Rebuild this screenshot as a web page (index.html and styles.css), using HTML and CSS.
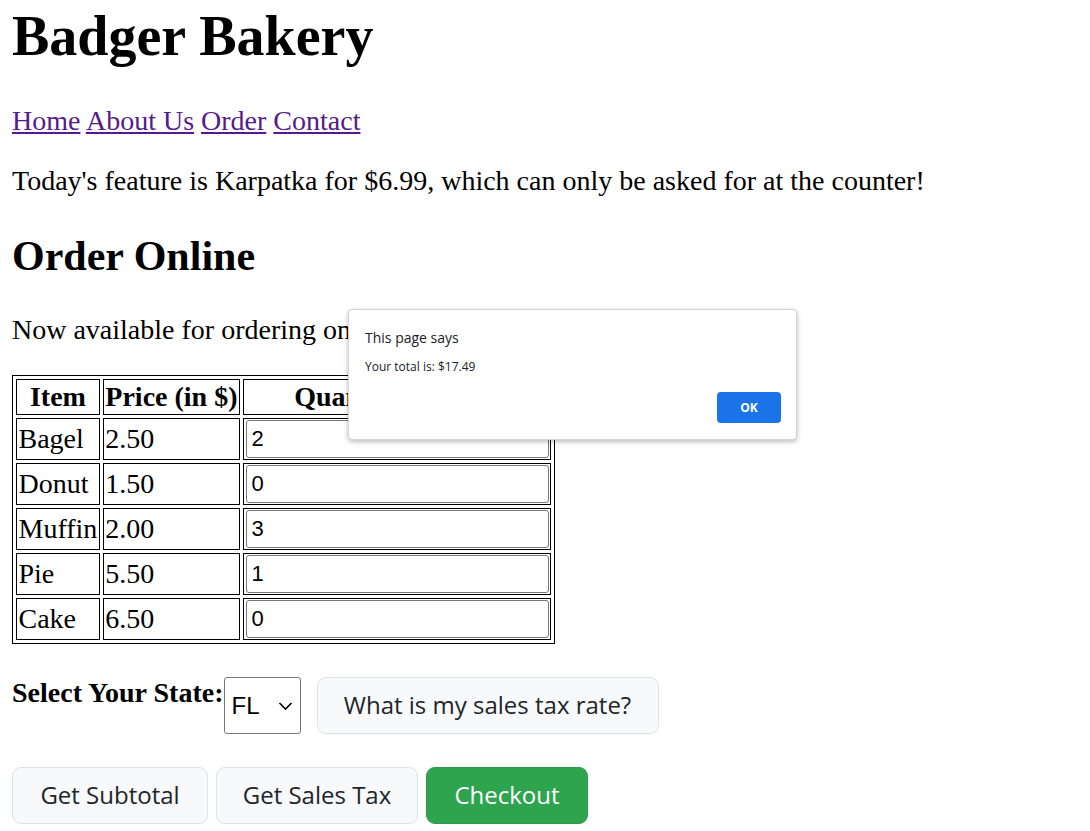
FILE: index.html
```html
<!DOCTYPE html>
<html lang="en">
<head>
<meta charset="utf-8">
<title>Badger Bakery</title>
<link rel="stylesheet" href="styles.css">
</head>
<body>
<h1 class="title">Badger Bakery</h1>
<p class="nav"><a href="#">Home</a> <a href="#">About Us</a> <a href="#">Order</a> <a href="#">Contact</a></p>
<p class="text">Today's feature is Karpatka for $6.99, which can only be asked for at the counter!</p>
<h2 class="subtitle">Order Online</h2>
<p class="text">Now available for ordering online!</p>
<table class="order">
  <tr><th>Item</th><th>Price (in $)</th><th>Quantity Desired</th></tr>
  <tr><td>Bagel</td><td>2.50</td><td><input class="qty" type="text" value="2"></td></tr>
  <tr><td>Donut</td><td>1.50</td><td><input class="qty" type="text" value="0"></td></tr>
  <tr><td>Muffin</td><td>2.00</td><td><input class="qty" type="text" value="3"></td></tr>
  <tr><td>Pie</td><td>5.50</td><td><input class="qty" type="text" value="1"></td></tr>
  <tr><td>Cake</td><td>6.50</td><td><input class="qty" type="text" value="0"></td></tr>
</table>
<div class="state-row">
  <b class="state-label">Select Your State:</b>
  <span class="select-wrap">
    <select class="state-select">
      <option>FL</option>
      <option>WI</option>
      <option>IL</option>
    </select>
    <svg class="chevron" width="15" height="10" viewBox="0 0 15 10"><path d="M1.5 2 L7.5 8 L13.5 2" fill="none" stroke="#000" stroke-width="1.6"/></svg>
  </span>
  <button class="btn btn-light btn-rate">What is my sales tax rate?</button>
</div>
<div class="actions">
  <button class="btn btn-light btn-subtotal">Get Subtotal</button>
  <button class="btn btn-light btn-tax">Get Sales Tax</button>
  <button class="btn btn-success btn-checkout">Checkout</button>
</div>
<div class="dialog">
  <div class="dialog-title">This page says</div>
  <div class="dialog-msg">Your total is: $17.49</div>
  <div class="dialog-actions"><button class="dialog-ok">OK</button></div>
</div>
</body>
</html>
```
FILE: styles.css
```css
html, body {
  background: #fff;
}
body {
  margin: 4px 12px 0;
  font-family: "Liberation Serif", "Times New Roman", serif;
  font-size: 28px;
  color: #000;
}
.title {
  font-size: 56px;
  margin: 0 0 36.5px;
}
.subtitle {
  font-size: 42px;
  margin: 35px 0 34px;
}
.text, .nav {
  margin: 28px 0;
}
.nav a {
  color: #551a8b;
}
.order {
  border: 1px solid #000;
  border-spacing: 3px;
  margin-top: 29px;
}
.order th, .order td {
  border: 1px solid #000;
  padding: 1px 1.5px;
}
.order th {
  font-weight: bold;
  text-align: center;
}
.order td {
  text-align: left;
}
.qty {
  display: block;
  width: 303px;
  height: 38px;
  box-sizing: border-box;
  border: 1px solid #767676;
  border-radius: 3px;
  padding: 0 5px;
  margin: 0;
  font-family: "Liberation Sans", Arial, sans-serif;
  font-size: 22px;
  color: #000;
  background: #fff;
}
.state-row {
  display: flex;
  align-items: flex-start;
  margin-top: 33px;
}
.state-label {
  line-height: 32px;
}
.select-wrap {
  position: relative;
  display: block;
  width: 77px;
  height: 57px;
}
.state-select {
  appearance: none;
  -webkit-appearance: none;
  width: 77px;
  height: 57px;
  box-sizing: border-box;
  border: 1px solid #767676;
  border-radius: 3px;
  background: #fff;
  padding: 0 0 0 7px;
  margin: 0;
  font-family: "Liberation Sans", Arial, sans-serif;
  font-size: 24px;
  color: #000;
}
.chevron {
  position: absolute;
  left: 54px;
  top: 24px;
  pointer-events: none;
}
.btn {
  height: 57px;
  box-sizing: border-box;
  border: 1px solid #dee2e6;
  border-radius: 9px;
  padding: 0;
  margin: 0;
  font-family: "Open Sans", "Noto Sans", sans-serif;
  font-size: 24px;
  font-weight: 500;
  line-height: 36px;
  text-align: center;
}
.btn-light {
  background: #f8f9fa;
  color: #212529;
}
.btn-success {
  background: #2ea44f;
  border-color: #2b9a4a;
  color: #fff;
}
.btn-rate {
  margin-left: 16px;
  width: 342px;
}
.actions {
  display: flex;
  gap: 8px;
  margin-top: 33px;
}
.btn-subtotal { width: 196px; }
.btn-tax { width: 202px; }
.btn-checkout { width: 162px; }

.dialog {
  position: absolute;
  left: 348px;
  top: 309px;
  width: 449px;
  height: 131px;
  box-sizing: border-box;
  background: #fff;
  border: 1px solid #d4d4d4;
  border-radius: 4px;
  box-shadow: 0 2px 4px rgba(0, 0, 0, 0.2), 0 1px 8px rgba(0, 0, 0, 0.08);
  padding: 18px 15px 0 16px;
  font-family: "Open Sans", "Noto Sans", sans-serif;
  display: flex;
  flex-direction: column;
}
.dialog-title {
  font-size: 14px;
  line-height: 20px;
  color: #202124;
}
.dialog-msg {
  margin-top: 11px;
  font-size: 12px;
  line-height: 16px;
  color: #202124;
}
.dialog-actions {
  display: flex;
  justify-content: flex-end;
  margin-top: 17px;
}
.dialog-ok {
  width: 64px;
  height: 31px;
  border: 0;
  border-radius: 4px;
  background: #1a73e8;
  color: #fff;
  font-family: "Open Sans", "Noto Sans", sans-serif;
  font-size: 12px;
  font-weight: bold;
  padding: 0;
}
```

■ **EXERCISE REQUIREMENTS**:
Restate the whole of the material word for word without the pictures.

■ **WRITTEN REPLY**:
Rebuild this screenshot as a web page (index.html and styles.css), using HTML and CSS.
FILE: index.html
```html
<!DOCTYPE html>
<html lang="en">
<head>
<meta charset="utf-8">
<title>Badger Bakery</title>
<link rel="stylesheet" href="styles.css">
</head>
<body>
<h1 class="title">Badger Bakery</h1>
<p class="nav"><a href="#">Home</a> <a href="#">About Us</a> <a href="#">Order</a> <a href="#">Contact</a></p>
<p class="text">Today's feature is Karpatka for $6.99, which can only be asked for at the counter!</p>
<h2 class="subtitle">Order Online</h2>
<p class="text">Now available for ordering online!</p>
<table class="order">
  <tr><th>Item</th><th>Price (in $)</th><th>Quantity Desired</th></tr>
  <tr><td>Bagel</td><td>2.50</td><td><input class="qty" type="text" value="2"></td></tr>
  <tr><td>Donut</td><td>1.50</td><td><input class="qty" type="text" value="0"></td></tr>
  <tr><td>Muffin</td><td>2.00</td><td><input class="qty" type="text" value="3"></td></tr>
  <tr><td>Pie</td><td>5.50</td><td><input class="qty" type="text" value="1"></td></tr>
  <tr><td>Cake</td><td>6.50</td><td><input class="qty" type="text" value="0"></td></tr>
</table>
<div class="state-row">
  <b class="state-label">Select Your State:</b>
  <span class="select-wrap">
    <select class="state-select">
      <option>FL</option>
      <option>WI</option>
      <option>IL</option>
    </select>
    <svg class="chevron" width="15" height="10" viewBox="0 0 15 10"><path d="M1.5 2 L7.5 8 L13.5 2" fill="none" stroke="#000" stroke-width="1.6"/></svg>
  </span>
  <button class="btn btn-light btn-rate">What is my sales tax rate?</button>
</div>
<div class="actions">
  <button class="btn btn-light btn-subtotal">Get Subtotal</button>
  <button class="btn btn-light btn-tax">Get Sales Tax</button>
  <button class="btn btn-success btn-checkout">Checkout</button>
</div>
<div class="dialog">
  <div class="dialog-title">This page says</div>
  <div class="dialog-msg">Your total is: $17.49</div>
  <div class="dialog-actions"><button class="dialog-ok">OK</button></div>
</div>
</body>
</html>
```
FILE: styles.css
```css
html, body {
  background: #fff;
}
body {
  margin: 4px 12px 0;
  font-family: "Liberation Serif", "Times New Roman", serif;
  font-size: 28px;
  color: #000;
}
.title {
  font-size: 56px;
  margin: 0 0 36.5px;
}
.subtitle {
  font-size: 42px;
  margin: 35px 0 34px;
}
.text, .nav {
  margin: 28px 0;
}
.nav a {
  color: #551a8b;
}
.order {
  border: 1px solid #000;
  border-spacing: 3px;
  margin-top: 29px;
}
.order th, .order td {
  border: 1px solid #000;
  padding: 1px 1.5px;
}
.order th {
  font-weight: bold;
  text-align: center;
}
.order td {
  text-align: left;
}
.qty {
  display: block;
  width: 303px;
  height: 38px;
  box-sizing: border-box;
  border: 1px solid #767676;
  border-radius: 3px;
  padding: 0 5px;
  margin: 0;
  font-family: "Liberation Sans", Arial, sans-serif;
  font-size: 22px;
  color: #000;
  background: #fff;
}
.state-row {
  display: flex;
  align-items: flex-start;
  margin-top: 33px;
}
.state-label {
  line-height: 32px;
}
.select-wrap {
  position: relative;
  display: block;
  width: 77px;
  height: 57px;
}
.state-select {
  appearance: none;
  -webkit-appearance: none;
  width: 77px;
  height: 57px;
  box-sizing: border-box;
  border: 1px solid #767676;
  border-radius: 3px;
  background: #fff;
  padding: 0 0 0 7px;
  margin: 0;
  font-family: "Liberation Sans", Arial, sans-serif;
  font-size: 24px;
  color: #000;
}
.chevron {
  position: absolute;
  left: 54px;
  top: 24px;
  pointer-events: none;
}
.btn {
  height: 57px;
  box-sizing: border-box;
  border: 1px solid #dee2e6;
  border-radius: 9px;
  padding: 0;
  margin: 0;
  font-family: "Open Sans", "Noto Sans", sans-serif;
  font-size: 24px;
  font-weight: 500;
  line-height: 36px;
  text-align: center;
}
.btn-light {
  background: #f8f9fa;
  color: #212529;
}
.btn-success {
  background: #2ea44f;
  border-color: #2b9a4a;
  color: #fff;
}
.btn-rate {
  margin-left: 16px;
  width: 342px;
}
.actions {
  display: flex;
  gap: 8px;
  margin-top: 33px;
}
.btn-subtotal { width: 196px; }
.btn-tax { width: 202px; }
.btn-checkout { width: 162px; }

.dialog {
  position: absolute;
  left: 348px;
  top: 309px;
  width: 449px;
  height: 131px;
  box-sizing: border-box;
  background: #fff;
  border: 1px solid #d4d4d4;
  border-radius: 4px;
  box-shadow: 0 2px 4px rgba(0, 0, 0, 0.2), 0 1px 8px rgba(0, 0, 0, 0.08);
  padding: 18px 15px 0 16px;
  font-family: "Open Sans", "Noto Sans", sans-serif;
  display: flex;
  flex-direction: column;
}
.dialog-title {
  font-size: 14px;
  line-height: 20px;
  color: #202124;
}
.dialog-msg {
  margin-top: 11px;
  font-size: 12px;
  line-height: 16px;
  color: #202124;
}
.dialog-actions {
  display: flex;
  justify-content: flex-end;
  margin-top: 17px;
}
.dialog-ok {
  width: 64px;
  height: 31px;
  border: 0;
  border-radius: 4px;
  background: #1a73e8;
  color: #fff;
  font-family: "Open Sans", "Noto Sans", sans-serif;
  font-size: 12px;
  font-weight: bold;
  padding: 0;
}
```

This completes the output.